SET EXERCISE — Write the data out again exactly, with no pictures.

______

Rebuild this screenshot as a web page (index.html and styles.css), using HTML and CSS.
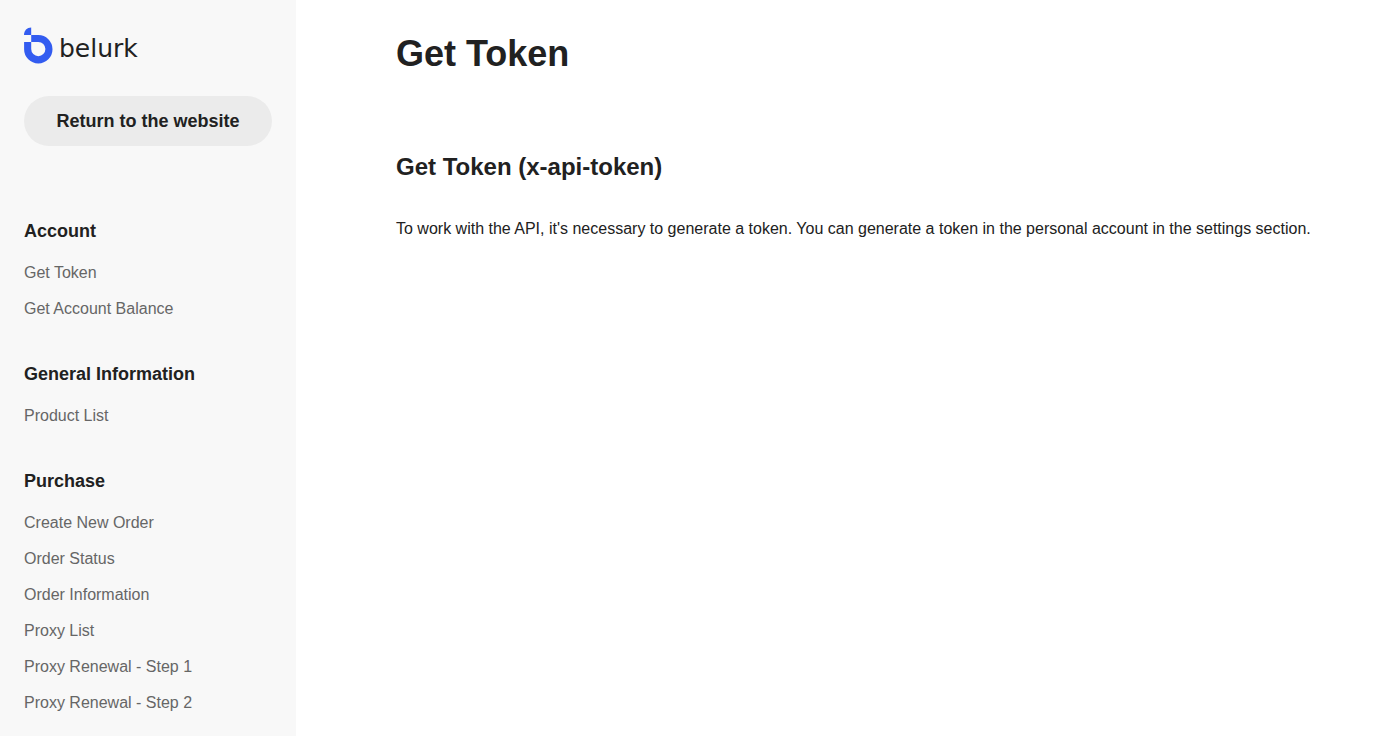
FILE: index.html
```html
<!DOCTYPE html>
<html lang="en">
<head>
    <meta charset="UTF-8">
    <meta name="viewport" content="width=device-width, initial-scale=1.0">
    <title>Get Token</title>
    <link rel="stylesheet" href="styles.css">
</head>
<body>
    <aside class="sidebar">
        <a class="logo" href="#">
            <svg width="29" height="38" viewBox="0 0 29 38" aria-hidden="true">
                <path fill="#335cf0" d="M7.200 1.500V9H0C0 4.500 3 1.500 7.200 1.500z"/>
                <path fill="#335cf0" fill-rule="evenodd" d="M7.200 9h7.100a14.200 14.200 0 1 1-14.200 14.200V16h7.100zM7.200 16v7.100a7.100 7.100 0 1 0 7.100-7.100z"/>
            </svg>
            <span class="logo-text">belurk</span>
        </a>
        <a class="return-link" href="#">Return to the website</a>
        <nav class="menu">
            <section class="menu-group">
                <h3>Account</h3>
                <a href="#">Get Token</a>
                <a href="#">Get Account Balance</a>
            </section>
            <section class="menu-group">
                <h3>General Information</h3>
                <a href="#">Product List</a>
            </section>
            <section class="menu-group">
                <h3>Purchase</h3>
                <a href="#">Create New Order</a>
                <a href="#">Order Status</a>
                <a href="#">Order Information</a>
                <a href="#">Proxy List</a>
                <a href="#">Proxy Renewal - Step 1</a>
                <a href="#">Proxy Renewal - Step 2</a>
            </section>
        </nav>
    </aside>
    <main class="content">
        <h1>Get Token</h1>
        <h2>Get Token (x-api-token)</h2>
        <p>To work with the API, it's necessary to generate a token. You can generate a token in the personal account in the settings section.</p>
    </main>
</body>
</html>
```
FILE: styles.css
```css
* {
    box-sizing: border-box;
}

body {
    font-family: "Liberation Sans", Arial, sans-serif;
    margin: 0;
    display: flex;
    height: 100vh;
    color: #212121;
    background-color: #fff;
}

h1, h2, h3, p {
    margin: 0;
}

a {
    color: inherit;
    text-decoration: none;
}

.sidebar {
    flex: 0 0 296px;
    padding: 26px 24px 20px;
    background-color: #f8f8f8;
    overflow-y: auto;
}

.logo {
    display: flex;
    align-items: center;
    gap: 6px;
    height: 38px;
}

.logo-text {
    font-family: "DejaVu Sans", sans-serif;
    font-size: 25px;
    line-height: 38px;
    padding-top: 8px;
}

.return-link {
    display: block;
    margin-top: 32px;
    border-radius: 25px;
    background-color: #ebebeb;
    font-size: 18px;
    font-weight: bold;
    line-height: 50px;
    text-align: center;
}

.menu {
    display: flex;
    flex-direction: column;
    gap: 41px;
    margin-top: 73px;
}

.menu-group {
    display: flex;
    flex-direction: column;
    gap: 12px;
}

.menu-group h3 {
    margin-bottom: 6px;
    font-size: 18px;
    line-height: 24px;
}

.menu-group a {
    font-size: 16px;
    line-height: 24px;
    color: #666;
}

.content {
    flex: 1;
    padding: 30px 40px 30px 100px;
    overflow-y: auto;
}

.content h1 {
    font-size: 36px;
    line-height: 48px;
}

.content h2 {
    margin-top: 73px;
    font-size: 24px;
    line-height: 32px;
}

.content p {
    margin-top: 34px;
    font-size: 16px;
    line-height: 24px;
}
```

______

RESPONSE —
Rebuild this screenshot as a web page (index.html and styles.css), using HTML and CSS.
FILE: index.html
```html
<!DOCTYPE html>
<html lang="en">
<head>
    <meta charset="UTF-8">
    <meta name="viewport" content="width=device-width, initial-scale=1.0">
    <title>Get Token</title>
    <link rel="stylesheet" href="styles.css">
</head>
<body>
    <aside class="sidebar">
        <a class="logo" href="#">
            <svg width="29" height="38" viewBox="0 0 29 38" aria-hidden="true">
                <path fill="#335cf0" d="M7.200 1.500V9H0C0 4.500 3 1.500 7.200 1.500z"/>
                <path fill="#335cf0" fill-rule="evenodd" d="M7.200 9h7.100a14.200 14.200 0 1 1-14.200 14.200V16h7.100zM7.200 16v7.100a7.100 7.100 0 1 0 7.100-7.100z"/>
            </svg>
            <span class="logo-text">belurk</span>
        </a>
        <a class="return-link" href="#">Return to the website</a>
        <nav class="menu">
            <section class="menu-group">
                <h3>Account</h3>
                <a href="#">Get Token</a>
                <a href="#">Get Account Balance</a>
            </section>
            <section class="menu-group">
                <h3>General Information</h3>
                <a href="#">Product List</a>
            </section>
            <section class="menu-group">
                <h3>Purchase</h3>
                <a href="#">Create New Order</a>
                <a href="#">Order Status</a>
                <a href="#">Order Information</a>
                <a href="#">Proxy List</a>
                <a href="#">Proxy Renewal - Step 1</a>
                <a href="#">Proxy Renewal - Step 2</a>
            </section>
        </nav>
    </aside>
    <main class="content">
        <h1>Get Token</h1>
        <h2>Get Token (x-api-token)</h2>
        <p>To work with the API, it's necessary to generate a token. You can generate a token in the personal account in the settings section.</p>
    </main>
</body>
</html>
```
FILE: styles.css
```css
* {
    box-sizing: border-box;
}

body {
    font-family: "Liberation Sans", Arial, sans-serif;
    margin: 0;
    display: flex;
    height: 100vh;
    color: #212121;
    background-color: #fff;
}

h1, h2, h3, p {
    margin: 0;
}

a {
    color: inherit;
    text-decoration: none;
}

.sidebar {
    flex: 0 0 296px;
    padding: 26px 24px 20px;
    background-color: #f8f8f8;
    overflow-y: auto;
}

.logo {
    display: flex;
    align-items: center;
    gap: 6px;
    height: 38px;
}

.logo-text {
    font-family: "DejaVu Sans", sans-serif;
    font-size: 25px;
    line-height: 38px;
    padding-top: 8px;
}

.return-link {
    display: block;
    margin-top: 32px;
    border-radius: 25px;
    background-color: #ebebeb;
    font-size: 18px;
    font-weight: bold;
    line-height: 50px;
    text-align: center;
}

.menu {
    display: flex;
    flex-direction: column;
    gap: 41px;
    margin-top: 73px;
}

.menu-group {
    display: flex;
    flex-direction: column;
    gap: 12px;
}

.menu-group h3 {
    margin-bottom: 6px;
    font-size: 18px;
    line-height: 24px;
}

.menu-group a {
    font-size: 16px;
    line-height: 24px;
    color: #666;
}

.content {
    flex: 1;
    padding: 30px 40px 30px 100px;
    overflow-y: auto;
}

.content h1 {
    font-size: 36px;
    line-height: 48px;
}

.content h2 {
    margin-top: 73px;
    font-size: 24px;
    line-height: 32px;
}

.content p {
    margin-top: 34px;
    font-size: 16px;
    line-height: 24px;
}
```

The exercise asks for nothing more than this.